Elvis rocked and it was slammed into their faces time and time again. Most tried to count out the man in the 60's, but he just kept on coming.

Rolling Stone never got it(didn't they only put Elvis on the cover when he DIED!!) and they never will. Shame how they missed the opportunity to put Elvis on the cover when he hit #1 recently. But of course...Elvis is still not as cool.

Still elvis-fan thanks for the review. I liked reading it anyway.

Wed Jun 11, 2003 4:48 am

Rolling Stone never got it(didn't they only put Elvis on the cover when he DIED!!)

The 1972 LP review is spot-on and written by someone with something called "perspective" -- a quality you'll never possess.

Another attribute you desperately need is knowledge.

Elvis Presley first appeared on the cover of Rolling Stone's 12 July 1969 issue, #37:

Last edited by drjohncarpenter on Wed Nov 02, 2011 10:22 pm, edited 1 time in total.

Wed Jun 11, 2003 6:36 am

That is a great cover pic Doc.


Thu Jun 12, 2003 12:55 am

Yes it is.

And it was placed on a 1960's "Rolling Stone" cover -- the "sixties" not yet over -- and Elvis Presley alive and well. Isn't it great to learn something new about the man?

Thu Jun 12, 2003 2:02 pm

Thanks for that Elvis-fan and Dr John - Palmer needs a few corrections with names but that review is pretty accurate!

Thu Jun 12, 2003 3:53 pm

This album was the very first Elvis album I ever purchased!
To hear Elvis belting out those rockin' versions of Thats Alright, Proud Mary, and Polk Salad Annie really got me hooked on his music.

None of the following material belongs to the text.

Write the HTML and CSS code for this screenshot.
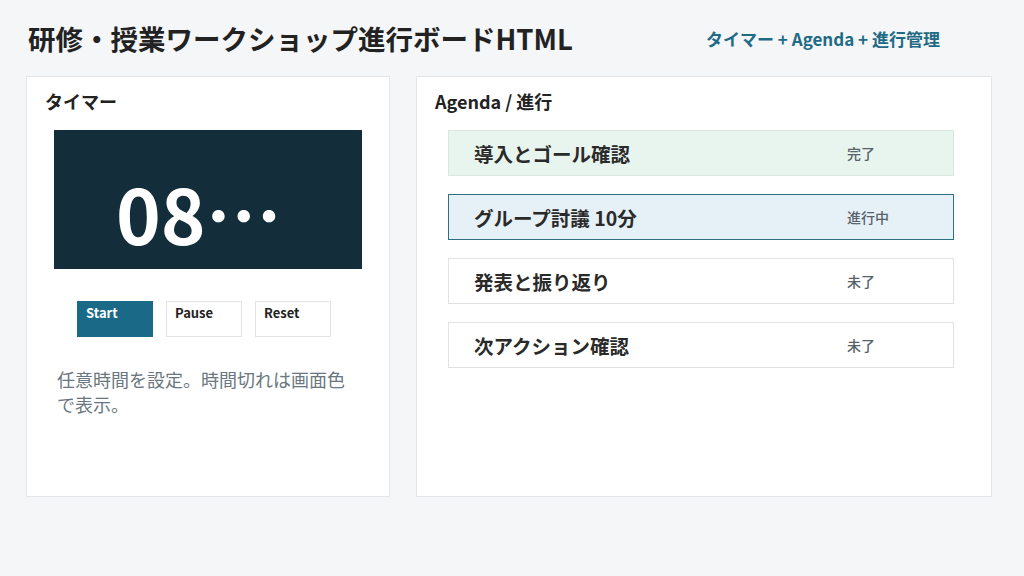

I do hope that RCA will remaster it and also ad back in the footage they edited out on the original.

Thanks Elvis, and thanks RCA for this one!

Thu Jun 12, 2003 4:10 pm

I'm a real fan of this show.

The songs (on their own) may not all be the best versions he did live, but the entire show
really stands up as testimonial to the magnitude of his showmanship.
(Man, what a mouthful!!!)

Without question, he was an outstanding entertainer.
He has stood the test of time and his legacy only continues to grow.

Elvis As Recorded At Madison Square Garden is the man at the height of his powers.

He was and always will be "THE KING".